Aim of the exercise — Return the lines that follow, exactly as they appear, from the first through the one containing "string; viewBox: string;"; no pictures are to be included.

** begin Information provided **

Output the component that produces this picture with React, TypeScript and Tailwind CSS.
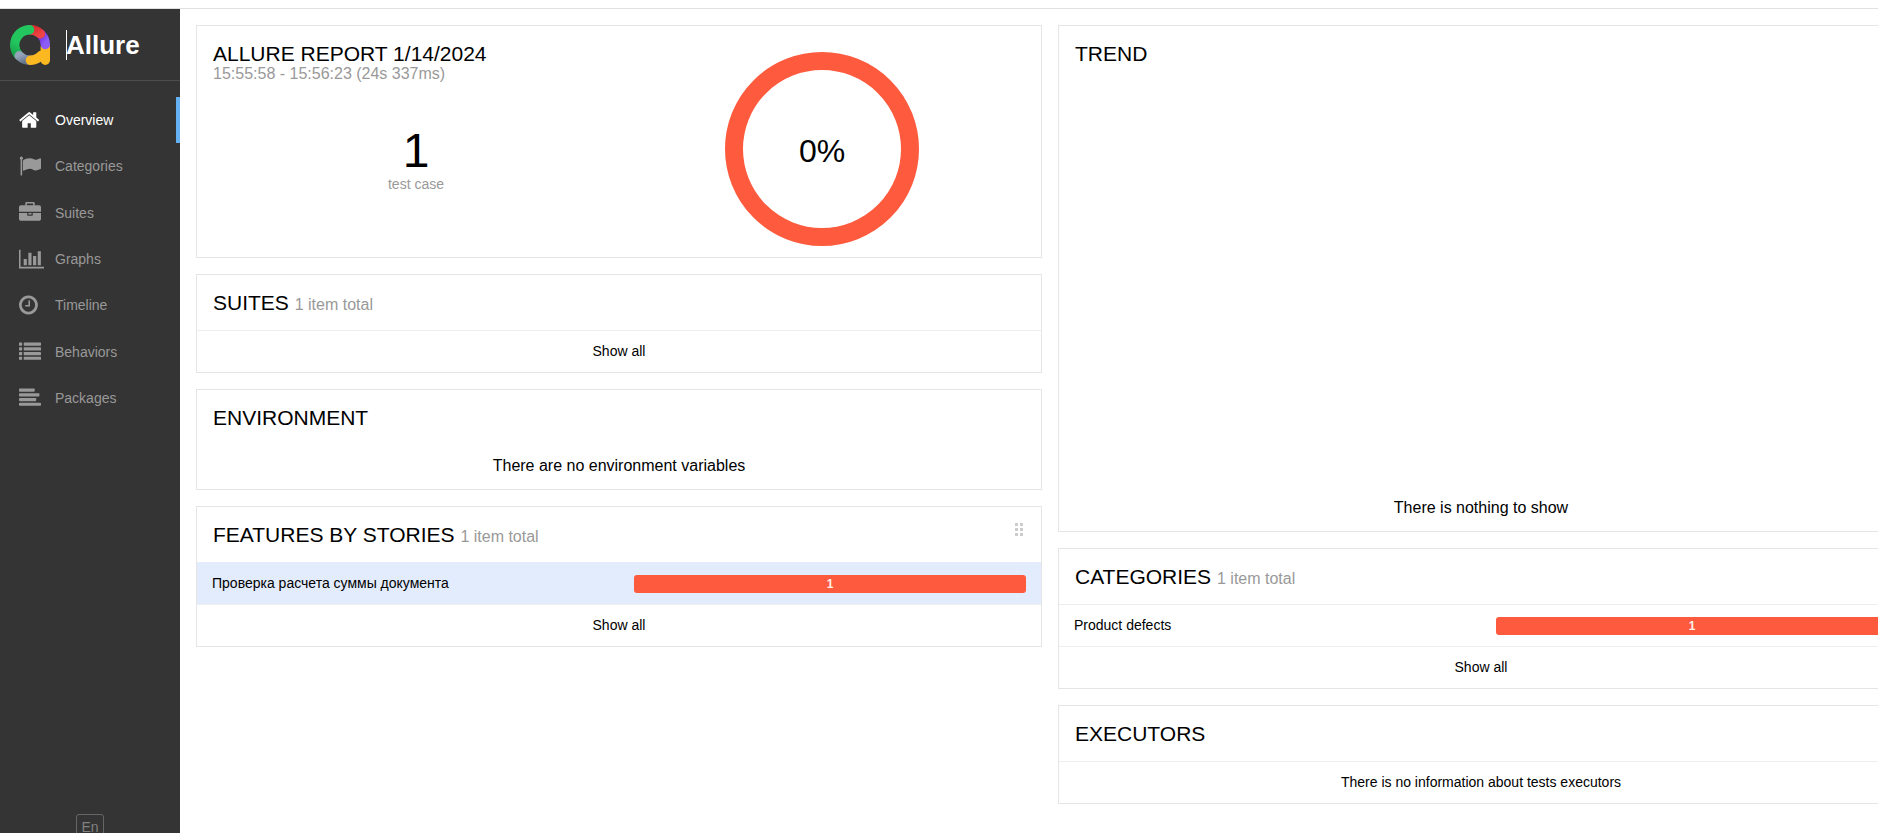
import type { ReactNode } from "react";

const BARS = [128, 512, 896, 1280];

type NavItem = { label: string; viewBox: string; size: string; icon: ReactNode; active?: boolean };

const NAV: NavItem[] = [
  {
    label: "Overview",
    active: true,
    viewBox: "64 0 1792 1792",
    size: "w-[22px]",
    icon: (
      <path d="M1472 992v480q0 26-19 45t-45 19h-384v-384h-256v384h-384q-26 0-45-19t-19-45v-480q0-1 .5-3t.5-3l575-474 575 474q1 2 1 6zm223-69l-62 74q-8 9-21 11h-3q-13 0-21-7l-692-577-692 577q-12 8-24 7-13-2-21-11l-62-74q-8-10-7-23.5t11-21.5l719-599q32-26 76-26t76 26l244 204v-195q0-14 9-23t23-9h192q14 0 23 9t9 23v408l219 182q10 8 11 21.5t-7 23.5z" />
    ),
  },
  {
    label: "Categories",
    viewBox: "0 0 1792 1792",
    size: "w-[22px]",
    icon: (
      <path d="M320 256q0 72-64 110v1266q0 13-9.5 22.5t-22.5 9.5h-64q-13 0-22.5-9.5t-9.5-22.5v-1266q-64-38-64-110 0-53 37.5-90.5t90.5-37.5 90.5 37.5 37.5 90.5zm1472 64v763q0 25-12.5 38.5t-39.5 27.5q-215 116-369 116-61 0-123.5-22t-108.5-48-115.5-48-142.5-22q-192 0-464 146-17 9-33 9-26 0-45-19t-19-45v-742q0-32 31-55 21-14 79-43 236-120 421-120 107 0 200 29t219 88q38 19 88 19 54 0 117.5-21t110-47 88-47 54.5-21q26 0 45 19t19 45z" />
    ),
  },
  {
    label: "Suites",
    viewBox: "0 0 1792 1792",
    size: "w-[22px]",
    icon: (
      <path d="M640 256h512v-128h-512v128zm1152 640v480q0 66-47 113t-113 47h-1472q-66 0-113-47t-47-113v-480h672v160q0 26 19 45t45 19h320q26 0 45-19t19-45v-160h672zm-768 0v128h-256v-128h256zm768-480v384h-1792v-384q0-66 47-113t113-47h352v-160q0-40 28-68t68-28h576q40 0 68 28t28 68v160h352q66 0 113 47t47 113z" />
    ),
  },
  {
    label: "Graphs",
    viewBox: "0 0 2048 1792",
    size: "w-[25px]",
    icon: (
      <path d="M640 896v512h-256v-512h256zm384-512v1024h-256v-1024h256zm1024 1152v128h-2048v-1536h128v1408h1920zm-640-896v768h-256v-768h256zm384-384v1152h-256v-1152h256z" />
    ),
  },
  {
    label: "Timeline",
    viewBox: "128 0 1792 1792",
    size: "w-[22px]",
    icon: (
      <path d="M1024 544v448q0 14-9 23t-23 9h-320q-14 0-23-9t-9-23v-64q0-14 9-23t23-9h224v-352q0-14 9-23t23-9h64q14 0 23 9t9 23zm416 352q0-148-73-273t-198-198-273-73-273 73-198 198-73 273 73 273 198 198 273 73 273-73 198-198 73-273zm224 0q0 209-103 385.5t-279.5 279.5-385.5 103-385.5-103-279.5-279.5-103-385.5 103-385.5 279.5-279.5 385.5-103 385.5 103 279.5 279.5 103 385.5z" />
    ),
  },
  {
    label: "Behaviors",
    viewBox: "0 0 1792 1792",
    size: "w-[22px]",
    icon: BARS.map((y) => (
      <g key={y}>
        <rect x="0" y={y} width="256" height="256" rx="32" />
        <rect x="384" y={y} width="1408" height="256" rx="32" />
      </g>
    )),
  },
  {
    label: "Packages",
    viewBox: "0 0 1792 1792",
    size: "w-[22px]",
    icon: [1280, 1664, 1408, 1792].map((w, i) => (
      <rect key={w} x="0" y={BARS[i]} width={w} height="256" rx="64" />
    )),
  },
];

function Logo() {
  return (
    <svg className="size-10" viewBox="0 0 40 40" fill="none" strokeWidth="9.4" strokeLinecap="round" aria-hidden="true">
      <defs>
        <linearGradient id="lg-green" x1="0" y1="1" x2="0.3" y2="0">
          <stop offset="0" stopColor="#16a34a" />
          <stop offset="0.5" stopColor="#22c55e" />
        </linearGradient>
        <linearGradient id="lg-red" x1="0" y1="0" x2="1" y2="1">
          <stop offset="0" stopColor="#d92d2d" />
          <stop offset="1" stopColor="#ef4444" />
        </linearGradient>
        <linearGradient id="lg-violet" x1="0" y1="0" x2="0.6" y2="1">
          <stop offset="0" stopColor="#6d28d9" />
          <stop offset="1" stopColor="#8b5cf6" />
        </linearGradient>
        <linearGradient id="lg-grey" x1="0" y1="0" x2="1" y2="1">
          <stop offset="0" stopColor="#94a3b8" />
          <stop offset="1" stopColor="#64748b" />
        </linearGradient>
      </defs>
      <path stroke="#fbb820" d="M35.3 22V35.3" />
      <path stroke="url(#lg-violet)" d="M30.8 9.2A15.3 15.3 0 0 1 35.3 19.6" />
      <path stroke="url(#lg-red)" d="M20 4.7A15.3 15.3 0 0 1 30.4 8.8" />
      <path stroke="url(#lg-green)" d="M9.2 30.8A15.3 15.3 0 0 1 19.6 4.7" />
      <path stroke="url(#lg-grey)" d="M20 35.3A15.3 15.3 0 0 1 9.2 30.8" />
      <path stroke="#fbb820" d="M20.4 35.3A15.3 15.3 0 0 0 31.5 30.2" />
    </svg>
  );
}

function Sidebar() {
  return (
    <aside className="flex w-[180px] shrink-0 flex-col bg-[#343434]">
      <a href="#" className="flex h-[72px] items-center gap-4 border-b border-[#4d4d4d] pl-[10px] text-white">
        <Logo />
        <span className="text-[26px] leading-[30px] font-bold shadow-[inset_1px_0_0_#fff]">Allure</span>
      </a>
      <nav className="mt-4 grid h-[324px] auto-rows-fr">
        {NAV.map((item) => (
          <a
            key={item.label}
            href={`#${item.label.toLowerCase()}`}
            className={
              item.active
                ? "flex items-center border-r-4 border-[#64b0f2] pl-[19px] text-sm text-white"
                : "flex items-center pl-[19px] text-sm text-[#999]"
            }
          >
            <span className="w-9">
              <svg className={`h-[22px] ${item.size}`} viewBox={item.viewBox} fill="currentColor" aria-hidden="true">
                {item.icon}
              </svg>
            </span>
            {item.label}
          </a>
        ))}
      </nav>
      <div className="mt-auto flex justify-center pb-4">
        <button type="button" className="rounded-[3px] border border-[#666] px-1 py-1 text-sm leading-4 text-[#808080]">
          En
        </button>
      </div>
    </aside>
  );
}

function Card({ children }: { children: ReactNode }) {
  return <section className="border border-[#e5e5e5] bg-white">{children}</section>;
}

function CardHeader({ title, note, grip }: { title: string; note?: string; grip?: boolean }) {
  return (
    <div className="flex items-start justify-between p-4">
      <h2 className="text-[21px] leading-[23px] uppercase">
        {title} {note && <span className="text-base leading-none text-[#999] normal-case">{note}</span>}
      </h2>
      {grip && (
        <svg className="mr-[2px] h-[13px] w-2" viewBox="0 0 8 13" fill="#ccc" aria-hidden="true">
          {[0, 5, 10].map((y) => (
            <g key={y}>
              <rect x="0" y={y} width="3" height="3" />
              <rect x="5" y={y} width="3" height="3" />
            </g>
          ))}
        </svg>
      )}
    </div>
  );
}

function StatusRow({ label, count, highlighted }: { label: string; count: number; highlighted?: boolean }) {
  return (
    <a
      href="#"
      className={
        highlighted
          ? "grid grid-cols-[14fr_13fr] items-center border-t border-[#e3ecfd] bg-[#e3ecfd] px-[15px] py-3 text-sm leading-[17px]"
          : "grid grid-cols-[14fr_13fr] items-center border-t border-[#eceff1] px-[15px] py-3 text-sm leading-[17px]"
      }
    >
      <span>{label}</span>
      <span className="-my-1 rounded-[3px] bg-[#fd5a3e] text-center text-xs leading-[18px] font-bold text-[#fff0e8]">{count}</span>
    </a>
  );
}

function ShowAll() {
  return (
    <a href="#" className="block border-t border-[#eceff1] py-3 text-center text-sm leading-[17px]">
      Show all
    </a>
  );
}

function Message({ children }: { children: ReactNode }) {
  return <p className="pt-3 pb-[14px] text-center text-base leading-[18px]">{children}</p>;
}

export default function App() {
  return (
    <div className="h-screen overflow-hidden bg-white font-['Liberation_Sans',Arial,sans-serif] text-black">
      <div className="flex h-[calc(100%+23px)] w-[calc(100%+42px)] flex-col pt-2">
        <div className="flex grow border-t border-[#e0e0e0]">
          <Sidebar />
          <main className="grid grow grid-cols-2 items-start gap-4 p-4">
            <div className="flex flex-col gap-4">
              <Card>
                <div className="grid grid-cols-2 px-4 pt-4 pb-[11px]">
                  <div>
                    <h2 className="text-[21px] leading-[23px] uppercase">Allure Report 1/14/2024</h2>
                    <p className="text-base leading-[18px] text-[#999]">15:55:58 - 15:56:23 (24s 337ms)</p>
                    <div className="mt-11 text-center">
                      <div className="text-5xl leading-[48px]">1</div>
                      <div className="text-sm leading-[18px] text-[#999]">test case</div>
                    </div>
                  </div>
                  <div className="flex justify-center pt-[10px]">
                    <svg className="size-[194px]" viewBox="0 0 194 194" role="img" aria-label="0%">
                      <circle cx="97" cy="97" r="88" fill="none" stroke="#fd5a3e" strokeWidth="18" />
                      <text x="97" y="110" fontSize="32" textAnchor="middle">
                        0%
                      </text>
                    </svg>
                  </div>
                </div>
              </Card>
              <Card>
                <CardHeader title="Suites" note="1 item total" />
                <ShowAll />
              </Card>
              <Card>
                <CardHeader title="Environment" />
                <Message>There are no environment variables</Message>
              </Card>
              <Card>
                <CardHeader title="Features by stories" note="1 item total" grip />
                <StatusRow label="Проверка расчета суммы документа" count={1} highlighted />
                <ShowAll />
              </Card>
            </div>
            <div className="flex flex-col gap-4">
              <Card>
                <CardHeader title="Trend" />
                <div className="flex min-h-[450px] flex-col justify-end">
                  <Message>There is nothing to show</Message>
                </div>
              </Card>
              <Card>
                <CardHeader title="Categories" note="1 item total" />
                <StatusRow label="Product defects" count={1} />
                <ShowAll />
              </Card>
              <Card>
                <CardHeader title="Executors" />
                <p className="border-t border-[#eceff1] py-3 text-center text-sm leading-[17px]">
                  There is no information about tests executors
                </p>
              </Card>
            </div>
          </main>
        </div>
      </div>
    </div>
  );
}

** end Information provided **

Full output —
Output the component that produces this picture with React, TypeScript and Tailwind CSS.
import type { ReactNode } from "react";

const BARS = [128, 512, 896, 1280];

type NavItem = { label: string; viewBox: string; size: string; icon: ReactNode; active?: boolean };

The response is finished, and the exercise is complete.